Eva, the narrator, spins her tale out in a series of letters to her former husband, Franklin: her reluctant acquiescence to his desire for a child, the startling realization that it's not always "different when it's your own" and that her indifference to motherhood has continued after the birth of Kevin, and the increasingly unsettling development of her son. Shriver makes it too easy, perhaps, to empathize with Eva, who is apparently the only one who really sees how strange Kevin is, but her strident warnings are continually brushed off as a product of her rejection of the boy and are, in fairness, the partial product of hindsight. I toyed with the idea that perhaps Eva is an unreliable narrator, but she acknowledges her own limits and mistakes with sufficient frankness that I rejected the idea. Then again, perhaps I am overly inclined to believe someone with who I so strongly identified.
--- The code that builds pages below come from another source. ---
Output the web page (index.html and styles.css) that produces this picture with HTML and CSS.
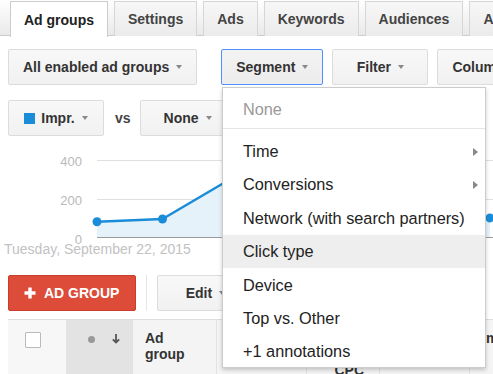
FILE: index.html
```html
<!DOCTYPE html>
<html lang="en">
<head>
  <meta charset="UTF-8" />
  <title>Ad groups</title>
  <link rel="stylesheet" href="styles.css">
</head>
<body>
  <!-- =========  TABS  ========= -->
  <nav class="tabs">
    <a class="tab active">Ad groups</a>
    <a class="tab">Settings</a>
    <a class="tab">Ads</a>
    <a class="tab">Keywords</a>
    <a class="tab">Audiences</a>
    <a class="tab">Ad extensions</a>
  </nav>

  <!-- =========  TOOLBAR  ========= -->
  <div class="toolbar">
    <button class="btn">All enabled ad groups <span class="caret"></span></button>
    <span class="sep"></span>
    <button class="btn focused">Segment <span class="caret"></span></button>
    <button class="btn">Filter <span class="caret"></span></button>
    <button class="btn">Columns <span class="caret"></span></button>
  </div>

  <!-- =========  CHART  ========= -->
  <div class="toolbar chart-controls">
    <button class="btn"><span class="swatch"></span>Impr. <span class="caret"></span></button>
    <span class="vs">vs</span>
    <button class="btn">None <span class="caret"></span></button>
  </div>

  <svg class="chart" width="493" height="117" viewBox="0 0 493 117">
    <line class="gridline" x1="97" y1="16.5" x2="493" y2="16.5"/>
    <line class="gridline" x1="97" y1="55.5" x2="493" y2="55.5"/>
    <path class="area" d="M97 77.7 L162.5 75 L228 36.5 L293.5 24 L359 44 L424.5 60 L490 74 L490 93.5 L97 93.5 Z"/>
    <line class="axis" x1="97" y1="93.5" x2="493" y2="93.5"/>
    <polyline class="series" points="97,77.7 162.5,75 228,36.5 293.5,24 359,44 424.5,60 490,74"/>
    <circle class="point" cx="97" cy="77.7" r="4.5"/>
    <circle class="point" cx="162.5" cy="75" r="4.5"/>
    <circle class="point" cx="490" cy="74" r="4.5"/>
    <text class="label" x="82" y="21.7" text-anchor="end">400</text>
    <text class="label" x="82" y="60.7" text-anchor="end">200</text>
    <text class="label" x="82" y="99.5" text-anchor="end">0</text>
    <text class="label date" x="4" y="110">Tuesday, September 22, 2015</text>
  </svg>

  <!-- =========  TABLE TOOLBAR  ========= -->
  <div class="toolbar actions">
    <button class="btn btn-red">
      <svg width="12" height="12" viewBox="0 0 12 12"><path d="M6 0.5v11M0.5 6h11" stroke="#fff" stroke-width="3.4"/></svg>
      Ad group
    </button>
    <span class="sep"></span>
    <button class="btn">Edit <span class="caret"></span></button>
  </div>

  <!-- =========  TABLE HEADER  ========= -->
  <div class="grid-head">
    <div class="col col-check"><span class="checkbox"></span></div>
    <div class="col col-status">
      <span class="dot"></span>
      <svg width="8" height="10" viewBox="0 0 8 10"><path d="M4 0v8.5M0.8 5.3L4 8.5 7.2 5.3" fill="none" stroke="#555" stroke-width="1.8"/></svg>
    </div>
    <div class="col col-name">Ad<br>group</div>
    <div class="col col-w90">Status</div>
    <div class="col col-num">Default<br>Max.<br>CPC</div>
    <div class="col col-w90">Clicks</div>
    <div class="col col-last">Impr.</div>
  </div>

  <!-- =========  SEGMENT MENU  ========= -->
  <div class="menu">
    <div class="menu-item muted">None</div>
    <div class="menu-divider"></div>
    <div class="menu-item">Time <span class="sub"></span></div>
    <div class="menu-item">Conversions <span class="sub"></span></div>
    <div class="menu-item">Network (with search partners)</div>
    <div class="menu-item hover">Click type</div>
    <div class="menu-item">Device</div>
    <div class="menu-item">Top vs. Other</div>
    <div class="menu-item">+1 annotations</div>
  </div>
</body>
</html>
```

FILE: styles.css
```css
/* --- design tokens --- */
:root {
  --text:   #333;
  --border: #dcdcdc;
  --blue:   #1a8cd8;
  --red:    #dd4b39;
}

* { box-sizing: border-box; }

body {
  margin: 0;
  position: relative;
  width: 493px;
  height: 374px;
  overflow: hidden;
  background: #fff;
  color: var(--text);
  font-family: "Liberation Sans", Arial, sans-serif;
}

/* --- tabs --- */
.tabs {
  display: flex;
  align-items: flex-start;
  gap: 6px;
  height: 36px;
  padding: 1px 0 0 10px;
  border-bottom: 1px solid #ccc;
  background: linear-gradient(#fff, #e9e9e9);
}
.tab {
  flex-shrink: 0;
  display: flex;
  align-items: center;
  height: 35px;
  padding: 0 13px;
  border: 1px solid #d6d6d6;
  border-bottom: 0;
  background: linear-gradient(#f7f7f7, #ebebeb);
  font-size: 14px;
  font-weight: bold;
  color: #444;
  white-space: nowrap;
}
.tab.active {
  height: 36px;
  margin-bottom: -1px;
  border-color: #ccc;
  background: #fff;
  color: #222;
}

/* --- toolbars & buttons --- */
.toolbar {
  display: flex;
  align-items: center;
  gap: 9px;
  height: 36px;
  margin: 13px 0 0 8px;
}
.chart-controls { margin-top: 15px; gap: 0; }
.actions { margin-top: 14px; }

.sep {
  width: 1px;
  height: 36px;
  margin: 0 3px;
  background: #e5e5e5;
}
.actions .sep { margin: 0 1px; }

.btn {
  flex-shrink: 0;
  display: inline-flex;
  align-items: center;
  justify-content: center;
  gap: 7px;
  height: 36px;
  min-width: 96px;
  padding: 0 14px;
  border: 1px solid var(--border);
  border-radius: 2px;
  background: linear-gradient(#f8f8f8, #f1f1f1);
  font-family: inherit;
  font-size: 14px;
  font-weight: bold;
  color: var(--text);
  white-space: nowrap;
}
.btn.focused {
  border-color: #4d90fe;
  background: linear-gradient(#f3f3f3, #ececec);
}
.btn-red {
  gap: 8px;
  padding: 0 16px 0 15px;
  border-color: #c83d2c;
  background: var(--red);
  color: #fff;
  text-transform: uppercase;
}

.caret {
  width: 0; height: 0;
  border-left: 3.5px solid transparent;
  border-right: 3.5px solid transparent;
  border-top: 4px solid #888;
}
.swatch {
  width: 11px; height: 11px;
  margin-right: -1px;
  background: var(--blue);
}
.vs {
  margin: 0 9px 0 11px;
  font-size: 14px;
  font-weight: bold;
  color: #444;
}

/* --- chart --- */
.chart { display: block; margin-top: 8px; }
.gridline { stroke: #e0e0e0; stroke-width: 1; }
.axis { stroke: #9a9a9a; stroke-width: 1; }
.area { fill: #e6f2fa; }
.series { fill: none; stroke: var(--blue); stroke-width: 2.5; stroke-linejoin: round; }
.point { fill: var(--blue); }
.label { fill: #b9b9b9; font-size: 13px; font-family: "Liberation Sans", Arial, sans-serif; }
.date { fill: #c2c2c2; font-size: 14px; }

/* --- table header --- */
.grid-head {
  display: flex;
  height: 60px;
  margin: 8px 0 0 8px;
  border-top: 1px solid #ddd;
}
.col {
  flex-shrink: 0;
  padding: 10px 12px 0;
  border-right: 1px solid #e2e2e2;
  background: #f4f4f4;
  font-size: 14px;
  font-weight: bold;
  line-height: 16px;
  color: #333;
  white-space: nowrap;
}
.col-check { width: 59px; padding: 12px 0 0 17px; background: #f7f7f7; }
.col-status {
  width: 66px;
  display: flex;
  align-items: flex-start;
  justify-content: flex-end;
  gap: 17px;
  padding: 14px 12px 0 0;
  background: #e3e3e3;
}
.col-name { width: 84px; }
.col-w90  { width: 90px; }
.col-num  { width: 73px; text-align: right; padding-right: 15px; }
.col-last { width: 60px; }

.checkbox {
  display: block;
  width: 16px; height: 16px;
  border: 1px solid #bbb;
  border-radius: 1px;
  background: #fff;
}
.dot {
  width: 7px; height: 7px;
  margin-top: 1.5px;
  border-radius: 50%;
  background: #999;
}

/* --- segment menu --- */
.menu {
  position: absolute;
  left: 222px;
  top: 87px;
  width: 264px;
  height: 281px;
  padding-top: 5px;
  border: 1px solid rgba(0,0,0,.2);
  background: #fff;
  box-shadow: 0 2px 4px rgba(0,0,0,.2);
  font-size: 16.3px;
  color: #222;
}
.menu-item {
  display: flex;
  align-items: center;
  justify-content: space-between;
  height: 33.4px;
  padding: 0 7px 0 20px;
  white-space: nowrap;
}
.menu-item.muted { color: #999; }
.menu-item.hover { background: #eee; }
.menu-divider {
  height: 1px;
  margin: 1.5px 0 6px;
  background: #e5e5e5;
}
.sub {
  width: 0; height: 0;
  border-top: 4px solid transparent;
  border-bottom: 4px solid transparent;
  border-left: 5px solid #888;
}
```
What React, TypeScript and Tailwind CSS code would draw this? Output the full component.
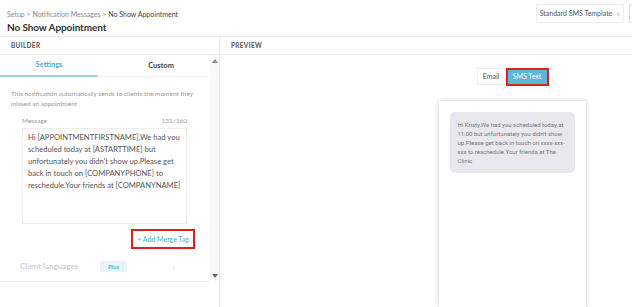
import React from "react";

export default function App() {
  return (
    <div className="w-[632px] h-[307px] overflow-hidden bg-white flex flex-col" style={{ fontFamily: "Lato, 'Open Sans', sans-serif" }}>
      {/* top */}
      <div className="h-[37px] flex justify-between border-b border-[#ececec] shrink-0">
        <div className="pl-[7px] pt-[10px]">
          <div className="text-[7px] leading-[9px] text-[#8a8a8a]">
            Setup &gt; Notification Messages &gt; <span className="text-[#444]">No Show Appointment</span>
          </div>
          <div className="text-[10px] leading-[14px] font-bold text-[#333] mt-[1px] tracking-[-0.1px]">No Show Appointment</div>
        </div>
        <div className="flex items-start pt-[4px] gap-[5px]">
          <div className="h-[19px] w-[88px] border border-[#ececec] rounded-[2px] flex items-center justify-center gap-[4px] text-[7px] text-[#555]">
            Standard SMS Template <span className="text-[#bbb] text-[6px]">∨</span>
          </div>
          <div className="h-[19px] w-[3px] border border-[#dddddd] border-r-0 rounded-l-[2px]" />
        </div>
      </div>
      {/* body */}
      <div className="flex flex-1 min-h-0">
        {/* builder */}
        <div className="w-[220px] border-r border-[#ececec] flex flex-col shrink-0">
          <div className="h-[18px] border-b border-[#ececec] flex items-center pl-[11px] text-[6.5px] font-bold text-[#555] tracking-[0.3px]">BUILDER</div>
          <div className="flex flex-1 min-h-0">
            <div className="w-[211px] flex flex-col">
              <div className="h-[226px] flex flex-col">
                <div className="flex h-[22px] shrink-0">
                  <div className="w-[98px] border-b-[2px] border-[#9ed3e6] flex items-center justify-center text-[7.5px] font-bold text-[#4ab0d6]">Settings</div>
                  <div className="flex-1 border-b border-[#f0f0f0] flex items-center justify-center pl-[14px] text-[7.5px] font-bold text-[#444]">Custom</div>
                </div>
                <div className="px-[11px] pt-[12px] text-[6.5px] leading-[10px] text-[#999]">
                  This notification automatically sends to clients the moment they missed an appointment
                </div>
                <div className="pl-[22px] pr-[23px] mt-[7px]">
                  <div className="flex justify-between text-[6.5px] text-[#999]">
                    <span>Message</span>
                    <span>131/160</span>
                  </div>
                  <div className="mt-[2px] h-[96px] border border-[#eeeeee] pl-[5px] pr-[2px] pt-[2px] text-[7.6px] leading-[12px] text-[#555]" style={{ fontFamily: "Lato, 'Open Sans', sans-serif" }}>
                    Hi [APPOINTMENTFIRSTNAME],We had you scheduled today at [ASTARTTIME] but unfortunately you didn't show up.Please get back in touch on [COMPANYPHONE] to reschedule.Your friends at [COMPANYNAME]
                  </div>
                  <div className="flex justify-end mt-[5px] -mr-[8px]">
                    <div className="border-[2px] border-[#e0201a] h-[20px] w-[64px] flex items-center justify-center text-[7px] text-[#4ab0d6]">+ Add Merge Tag</div>
                  </div>
                </div>
                <div className="flex items-center mt-[11px] pl-[20px] h-[13px]">
                  <span className="w-[80px] text-[8px] font-bold text-[#d0d0d0]">Client languages</span>
                  <span className="w-[27px] h-[11px] rounded-[2px] bg-[#e6f4fa] text-[#5fb6da] text-[6px] font-bold flex items-center justify-center">Plus</span>
                  <span className="ml-[46px] text-[#ccc] text-[8px]">›</span>
                </div>
              </div>
              <div className="border-t border-[#ececec] flex-1" />
            </div>
            {/* scrollbar */}
            <div className="w-[9px] bg-[#fafafa] h-[226px] flex flex-col items-center justify-between pt-[4px] pb-[3px]">
              <div className="w-0 h-0 border-l-[3px] border-r-[3px] border-b-[4px] border-l-transparent border-r-transparent border-b-[#888]" />
              <div className="w-0 h-0 border-l-[3px] border-r-[3px] border-t-[4px] border-l-transparent border-r-transparent border-t-[#666]" />
            </div>
          </div>
        </div>
        {/* preview */}
        <div className="flex-1 flex flex-col min-w-0 overflow-hidden">
          <div className="h-[18px] border-b border-[#ececec] flex items-center pl-[11px] text-[6.5px] font-bold text-[#555] tracking-[0.3px] shrink-0">PREVIEW</div>
          <div className="w-[584px] shrink-0 flex-1 flex flex-col items-center">
            <div className="flex mt-[13px] pl-[1px]">
              <div className="h-[17px] w-[29px] border border-[#eeeeee] flex items-center justify-center text-[7px] text-[#555]">Email</div>
              <div className="h-[18px] w-[43px] border-[2px] border-[#e0201a] bg-[#5ab8dc] flex items-center justify-center text-[7px] text-white -mt-[0.5px]">SMS Text</div>
            </div>
            <div className="mt-[15px] w-[147px] flex-1 bg-white shadow-[0_0_5px_rgba(0,0,0,0.22)] px-[11px] pt-[11px]">
              <div className="bg-[#e8e8ee] rounded-[5px] pl-[8px] pr-[4px] pt-[8px] pb-[8px] text-[6px] leading-[9px] text-[#777]" style={{ fontFamily: "Roboto, 'Open Sans', sans-serif" }}>
                Hi Kristy,We had you scheduled today at 11:00 but unfortunately you didn't show up.Please get back in touch on xxxx-xxx-xxx to reschedule.Your friends at The Clinic
              </div>
            </div>
          </div>
        </div>
      </div>
    </div>
  );
}
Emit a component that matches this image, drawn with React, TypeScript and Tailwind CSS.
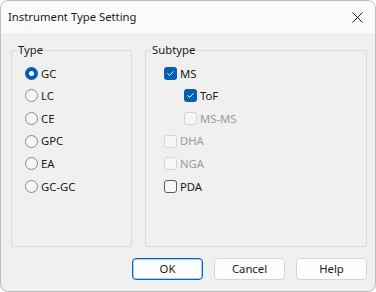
import React from "react";

const font = { fontFamily: '"Noto Sans", "Segoe UI", sans-serif' };

function Radio({ label, checked }: { label: string; checked?: boolean }) {
  return (
    <div className="flex h-[22.6px] items-center">
      {checked ? (
        <div className="flex h-[13px] w-[13px] items-center justify-center rounded-full bg-[#005fb8]">
          <div className="h-[5px] w-[5px] rounded-full bg-white" />
        </div>
      ) : (
        <div className="h-[13px] w-[13px] rounded-full border border-[#8a8a8a] bg-[#f6f6f6]" />
      )}
      <span className="ml-[3px] text-[11.3px] leading-none text-[#1a1a1a]">{label}</span>
    </div>
  );
}

function Check({
  label,
  checked,
  disabled,
  indent,
}: {
  label: string;
  checked?: boolean;
  disabled?: boolean;
  indent?: boolean;
}) {
  return (
    <div className={`flex h-[22.6px] items-center ${indent ? "pl-[20px]" : ""}`}>
      {checked ? (
        <div className="flex h-[13px] w-[13px] items-center justify-center rounded-[3px] bg-[#005fb8]">
          <svg width="9" height="9" viewBox="0 0 9 9">
            <path d="M1.8 4.7 L3.6 6.4 L7.2 2.6" fill="none" stroke="white" strokeWidth="1" strokeLinecap="round" strokeLinejoin="round" />
          </svg>
        </div>
      ) : disabled ? (
        <div className="h-[13px] w-[13px] rounded-[3px] border border-[#d4d4d4] bg-[#f7f7f7]" />
      ) : (
        <div className="h-[13px] w-[13px] rounded-[3px] border border-[#5c5c5c] bg-[#f7f7f7]" />
      )}
      <span
        className={`ml-[3px] text-[11.3px] leading-none ${disabled ? "text-[#9a9a9a]" : "text-[#1a1a1a]"}`}
      >
        {label}
      </span>
    </div>
  );
}

function Group({
  title,
  className,
  children,
}: {
  title: string;
  className: string;
  children: React.ReactNode;
}) {
  return (
    <div className={`relative h-[197px] rounded-[2px] border border-[#dadada] ${className}`}>
      <span className="absolute left-[5px] top-[-8px] bg-[#f0f0f0] px-[1px] text-[11.3px] leading-[14px] text-[#1a1a1a]">
        {title}
      </span>
      {children}
    </div>
  );
}

function Btn({ label, primary }: { label: string; primary?: boolean }) {
  return (
    <div
      className={`flex h-[22px] w-[71px] items-center justify-center rounded-[4px] bg-[#fdfdfd] text-[11.3px] text-[#1a1a1a] ${
        primary ? "border border-[#0067c0] shadow-[inset_0_0_0_0.5px_#5aa0e0]" : "border border-[#d6d6d6]"
      }`}
    >
      {label}
    </div>
  );
}

export default function App() {
  return (
    <div className="h-[292px] w-[376px] bg-white" style={font}>
      <div className="flex h-[292px] w-[376px] flex-col overflow-hidden rounded-[8px] border border-[#bcbcbc] bg-[#f0f0f0]">
        <div className="flex h-[32px] shrink-0 items-center justify-between bg-[#fafafa] pl-[7px] pr-[12px]">
          <span className="text-[11.3px] text-[#1a1a1a]">Instrument Type Setting</span>
          <svg width="11" height="11" viewBox="0 0 11 11">
            <path d="M0.5 0.5 L10.5 10.5 M10.5 0.5 L0.5 10.5" stroke="#1a1a1a" strokeWidth="1" />
          </svg>
        </div>
        <div className="flex gap-[13px] pl-[10px] pt-[17px]">
          <Group title="Type" className="w-[121px]">
            <div className="flex flex-col pl-[13px] pt-[11px]">
              <Radio label="GC" checked />
              <Radio label="LC" />
              <Radio label="CE" />
              <Radio label="GPC" />
              <Radio label="EA" />
              <Radio label="GC-GC" />
            </div>
          </Group>
          <Group title="Subtype" className="w-[222px]">
            <div className="flex flex-col pl-[18px] pt-[11px]">
              <Check label="MS" checked />
              <Check label="ToF" checked indent />
              <Check label="MS-MS" disabled indent />
              <Check label="DHA" disabled />
              <Check label="NGA" disabled />
              <Check label="PDA" />
            </div>
          </Group>
        </div>
        <div className="flex justify-end gap-[11px] pr-[8px] pt-[11px]">
          <Btn label="OK" primary />
          <Btn label="Cancel" />
          <Btn label="Help" />
        </div>
      </div>
    </div>
  );
}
The wringing climax, even if anticipated by the reader, still has force, and at the novel's close, Eva has one more surprise for us, one at odds with our previous conceptions of both her and Kevin.
Salon did a revealing interview with the author, and she later won the Orange Prize for the book (however, Grayson Perry's woefully inadequate review misses the point altogether, projecting his own mommy issues onto Kevin and dubbing Eva a "whiny sourpuss bitch" instead of grasping the feminist theme of the novel). This is women's fiction of the very best sort, but I'd recommend it to anyone. Read, read, read.